The pattern works by splitting an object's data into two parts: intrinsic state (the shared, unchanging data) and extrinsic state (the unique, context-dependent data). For our army, the intrinsic data would be the soldier's 3D model, textures, and animations—this is the same for every soldier of that type. The extrinsic data would be each soldier's unique position, health, and current action. The Flyweight pattern creates just one "flyweight" object for the intrinsic data (e.g., one "Roman Archer" object). Then, when it needs to draw 10,000 archers, it reuses that same single object, simply applying the unique extrinsic data (position, health) for each one at render time.

🛠️ Ready for Today: Why This Isn't Just Theory

The Flyweight pattern is a classic memory optimization technique. It's essential for any application that needs to create a huge number of similar objects, from rendering particles in a game to displaying characters in a text editor.

  • Status: The concept is in the public domain.

  • Implementations: This is a structural design pattern, not a library. It's a recipe for structuring code to save memory, used in performance-critical applications.

    • Game Engines: This is the most common use case. Game engines use it to render massive armies, forests of identical trees, or swarms of particles. The engine stores one copy of the tree model (the flyweight) and just a list of different positions to draw it.

    • Text Editors: In a word processor, every character you type doesn't need to be a heavy object storing its font, size, and style. The editor can create a flyweight for each unique character style (e.g., "Arial 12pt Bold"). The document then just becomes a list of these lightweight flyweights and their positions.

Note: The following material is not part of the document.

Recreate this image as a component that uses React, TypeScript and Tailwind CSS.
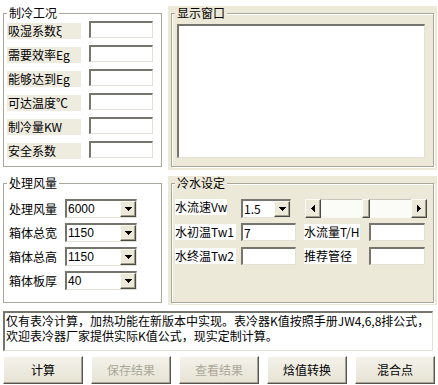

    • Data Visualization: When rendering a scatter plot with millions of points, you don't create a million unique circle objects. You create one circle object (the flyweight) and instruct the graphics card to draw it a million times at different positions and with different colors (the extrinsic state).

💡 Creative Applications (Ideas To Get You Thinking)

The principle of sharing common data to reduce memory footprint is a powerful optimization strategy.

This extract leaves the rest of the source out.